企業は、規模の拡大、新規分野への参入、グローバルな展開、後継者不在への対応など、さまざまな理由で他の企業の合併・買収(M&A)を行います。2019年、日本企業が関わった企業の合併・買収の件数は前年比6.2%増の4088件。過去最多になっています。企業買収は、友好的に行われる場合のみならず、敵対的な形で行われる場合もけっして稀ではありません。特に、敵対的買収の場合、「買収する側」と「買収される側」との間で、相互不信、疑心暗鬼が生じるのが普通です。ドロ沼の様相を呈することも多いのです。それゆえ、企業の合併・買収は、経済小説においてしばしば取り上げられる格好のテーマのひとつになっています。今回は、企業の合併・買収を多角的に考えるために、四つの作品を取り上げたいと思います。

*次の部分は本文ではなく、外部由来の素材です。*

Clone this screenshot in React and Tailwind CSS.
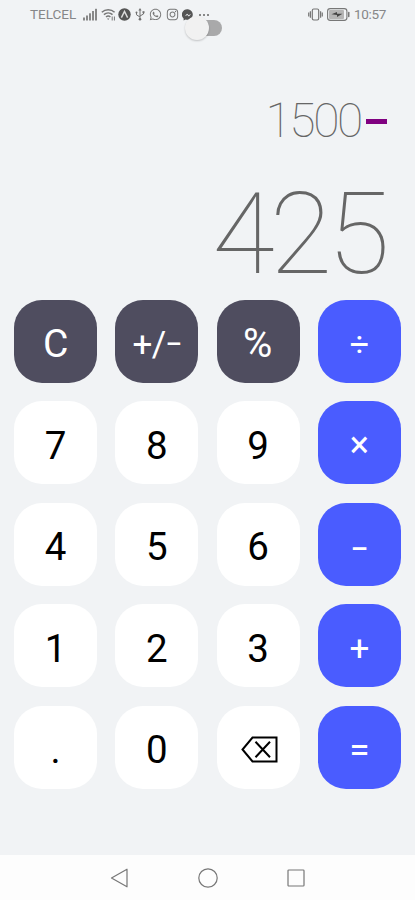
import React from "react";
import { FaWhatsapp, FaInstagram } from "react-icons/fa";

const keys = [
  { label: "C", tone: "dark", text: "text-[39px]" },
  { label: "+/-", name: "sign", tone: "dark" },
  { label: "%", tone: "dark", text: "text-[40px] tracking-[1px]" },
  { label: "÷", tone: "blue", text: "text-[34px] pb-px" },
  { label: "7" },
  { label: "8" },
  { label: "9" },
  { label: "×", tone: "blue", text: "text-[36px] pb-px" },
  { label: "4" },
  { label: "5" },
  { label: "6" },
  { label: "–", tone: "blue", text: "text-[27px] font-medium pt-[5px]" },
  { label: "1" },
  { label: "2" },
  { label: "3" },
  { label: "+", tone: "blue", text: "text-[35px] pb-px" },
  { label: "." },
  { label: "0" },
  { label: "", name: "delete" },
  { label: "=", tone: "blue", text: "text-[37px] pb-px" },
];

const tones = {
  dark: "bg-[#4f4d5f] text-white",
  blue: "bg-[#4a5cff] text-white",
  white: "bg-white text-black",
};

const SignalIcon = () => (
  <svg width="15" height="13" viewBox="0 0 15 13" fill="#888">
    <rect x="0" y="9.5" width="2" height="3" />
    <rect x="3" y="7.5" width="2" height="5" />
    <rect x="6" y="5.3" width="2" height="7.2" />
    <rect x="9" y="3" width="2" height="9.5" />
    <rect x="12" y="0.8" width="2" height="11.7" />
  </svg>
);

const WifiIcon = () => (
  <svg width="15" height="13" viewBox="0 0 15 13" fill="none" stroke="#777" strokeWidth="1.5">
    <path d="M0.8 4.2C4.4 0.8 10 0.8 13.6 4.2" />
    <path d="M2.9 6.6C5.4 4.3 9 4.3 11.5 6.6" />
    <path d="M5 9C6.4 7.8 8 7.8 9.4 9" />
    <path d="M6 10.6L7.2 12L8.4 10.6Z" fill="#777" stroke="none" />
    <path d="M11.2 8.5V12.5M13.4 8.5V12.5" strokeWidth="1" />
  </svg>
);

const ArrowBadgeIcon = () => (
  <svg width="13" height="13" viewBox="0 0 13 13">
    <circle cx="6.5" cy="6.5" r="6.2" fill="#555" />
    <path d="M3.4 9.6L6.5 3.4L9.6 9.6" fill="none" stroke="#ddd" strokeWidth="1.4" />
    <path d="M6.5 6.5V10" stroke="#555" strokeWidth="1.2" />
  </svg>
);

const UsbIcon = () => (
  <svg width="10" height="13" viewBox="0 0 10 13" fill="none" stroke="#707070" strokeWidth="1">
    <path d="M5 2V11M1.5 4.8V6.8L5 9M8.5 4V6L5 8" />
    <path d="M3.4 2.6L5 0L6.6 2.6Z" fill="#707070" stroke="none" />
    <circle cx="5" cy="11.3" r="1.3" fill="#707070" stroke="none" />
    <circle cx="1.5" cy="4.6" r="1" fill="#707070" stroke="none" />
    <rect x="7.5" y="3.2" width="2" height="2" fill="#707070" stroke="none" />
  </svg>
);

const MessengerIcon = () => (
  <svg width="12" height="12" viewBox="0 0 12 12">
    <path d="M6 0.3A5.5 5.3 0 1 1 3.6 10.6L1.6 11.6V9.4A5.5 5.3 0 0 1 6 0.3Z" fill="#555" />
    <path d="M2.8 7.2L5.1 4.8L6.7 6.2L9.2 4.8L6.9 7.4L5.3 6Z" fill="#f1f3f5" />
  </svg>
);

const VibrateIcon = () => (
  <svg width="15" height="13" viewBox="0 0 15 13" fill="none" stroke="#777" strokeWidth="1.2">
    <rect x="4.3" y="1" width="6.4" height="11" rx="1.4" />
    <path d="M2.4 3.2V9.8M0.7 4.5V8.5M12.6 3.2V9.8M14.3 4.5V8.5" />
  </svg>
);

const BatteryIcon = () => (
  <svg width="23" height="13" viewBox="0 0 23 13">
    <rect x="0.6" y="0.6" width="19.3" height="11.8" rx="2.6" fill="#f1f3f5" stroke="#777" strokeWidth="1.1" />
    <rect x="2" y="2" width="15" height="9" rx="1" fill="#b5b5b5" />
    <path d="M4.5 6.3L10 3.9V5.7H15.5L10 9.1V7.1Z" fill="#444" />
    <rect x="21" y="3.7" width="1.5" height="5.6" rx="0.7" fill="#777" />
  </svg>
);

const DeleteIcon = () => (
  <svg className="-mt-[2px] ml-[2px]" width="37" height="27" viewBox="0 0 37 27" fill="none" stroke="#000" strokeWidth="2">
    <path d="M11.5 1.5H35.5V25.5H11.5L1.5 13.5Z" />
    <path d="M14.5 5.8L29 21.2M29 5.8L14.5 21.2" />
  </svg>
);

const KeyContent = ({ item }) => {
  if (item.name === "delete") return <DeleteIcon />;
  if (item.name === "sign") {
    return (
      <span className="flex items-center text-[35px] leading-none tracking-[-0.5px]">
        <span>+/</span>
        <span className="text-[25px] font-medium">–</span>
      </span>
    );
  }
  return <span className={`leading-none ${item.text || "text-[38.5px]"}`}>{item.label}</span>;
};

const Toggle = () => (
  <div className="absolute left-[185px] top-[16px] w-[38px] h-6 flex items-center">
    <div className="w-8 h-4 ml-[5px] rounded-full bg-[#a9a9aa]" />
    <div className="absolute left-0 top-0 w-6 h-6 rounded-full bg-[#f1f1f1] shadow-[0_1px_2px_rgba(0,0,0,0.2)]" />
  </div>
);

const App = () => {
  return (
    <div className="relative w-[415px] h-[900px] flex flex-col overflow-hidden bg-[#f1f3f5] font-['Roboto',sans-serif]">
      {/* Status bar */}
      <div className="h-[29px] shrink-0 flex items-center pl-[30px] pr-[29px] text-[#868688]">
        <span className="w-[53px] text-[13.5px] leading-[29px]">TELCEL</span>
        <span className="w-[18px]"><SignalIcon /></span>
        <span className="w-[17px]"><WifiIcon /></span>
        <span className="w-[17px]"><ArrowBadgeIcon /></span>
        <span className="w-[14px]"><UsbIcon /></span>
        <span className="w-[17px]"><FaWhatsapp size={13} color="#777" /></span>
        <span className="w-[16px]"><FaInstagram size={13} color="#777" /></span>
        <span className="w-[17px]"><MessengerIcon /></span>
        <span className="flex gap-[2px]">
          <span className="w-[2px] h-[2px] bg-[#888]" />
          <span className="w-[2px] h-[2px] bg-[#888]" />
          <span className="w-[2px] h-[2px] bg-[#888]" />
        </span>
        <span className="ml-auto mr-[4px]"><VibrateIcon /></span>
        <span className="mr-[4px]"><BatteryIcon /></span>
        <span className="text-[13.5px] tracking-[-0.3px]">10:57</span>
      </div>
      <Toggle />

      {/* Display */}
      <div className="h-[271px] shrink-0 flex flex-col items-end pr-[28px]">
        <div className="mt-[68px] h-12 flex items-center">
          <span className="text-[48px] leading-[48px] font-thin tracking-[-2.4px] text-[#666]">1500</span>
          <span className="ml-[5px] w-[21px] h-[5px] bg-[#800080]" />
        </div>
        <span className="mt-[29px] mr-[2px] text-[114px] leading-[120px] font-thin tracking-[-4.8px] text-[#666]">425</span>
      </div>

      {/* Keypad */}
      <div className="grid grid-cols-4 gap-x-[18.4px] gap-y-[18.7px] px-[14.2px] shrink-0">
        {keys.map((item, index) => (
          <button
            key={index}
            className={`h-[82.8px] rounded-[28px] flex items-center justify-center pt-[6px] ${tones[item.tone || "white"]}`}
          >
            <KeyContent item={item} />
          </button>
        ))}
      </div>

      {/* Navigation bar */}
      <div className="mt-auto h-[45px] shrink-0 flex items-center justify-center bg-[#fdfdfd]">
        <svg className="mr-[69px]" width="19" height="20" viewBox="0 0 19 20" fill="none" stroke="#777" strokeWidth="1.2">
          <path d="M17 1.2V18.8L1.5 10Z" strokeLinejoin="round" />
        </svg>
        <svg width="20" height="20" viewBox="0 0 20 20" fill="none" stroke="#777" strokeWidth="1.2">
          <circle cx="10" cy="10" r="9.2" />
        </svg>
        <svg className="ml-[69px]" width="18" height="18" viewBox="0 0 18 18" fill="none" stroke="#777" strokeWidth="1.2">
          <rect x="1" y="1" width="16" height="16" rx="0.8" />
        </svg>
      </div>
    </div>
  );
};

export default App;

「企業の合併・買収を扱った作品」の第一弾は、城山三郎『乗取り』(新潮文庫、1978年)。名高い横井英樹による白木屋百貨店の乗っ取り事件は、1953-56年に起こっています。本書は、この事件をモデルにしています。作品のなかに、横井秀樹を彷彿させる青井文麿、白木屋を連想させる明石屋、東急の五島慶太をモデルとする中央電鉄の工藤恭太などが登場します。企業の合併・買収を素材にした経済小説の古典的名作と言えるでしょう。

 

[おもしろさ] 「する側」と「される側」との息詰まる攻防劇

この本のおもしろさは、「買収する側」の思惑・戦略・攻撃と「買収される側」の困惑・防御を臨場感たっぷりに描写している点にほかなりません。青井文麿による明石屋株の買い占めから始まり、明石屋と青井の攻防、青井の劣勢化へとつながり、最後のどんでん返しに至るまでの描写。「いっき読み」になる公算が高い出来栄えとなっています。

 

[あらすじ] 株の買い占めは、最初だけが思惑通りに

老舗とはいえ、戦後の混乱からの立ち直りが遅れた明石屋百貨店の営業成績は低迷していました。他のデパートがすでに済ませていた増改築も未だ実現せず、冷房設備も完備しておらず、おまけに、社長の野々村の経営能力は乏しいものでした。青井文麿に「狙われるだけのすきがあった」わけです。明石屋の株価はそれまで50円前後、せいぜい100円ぐらいまでだったのです。したがって、200円台に上がると、重役たちのなかにも株を手放す者が出てきました。それゆえ、株を買い占めていくことは、非常に簡単でした。地銀の関東銀行の頭取にうまく取り入って、資金を調達。が、青井の買い占め株が百万株近くに達した頃から、明石屋側の反撃が本格化することに。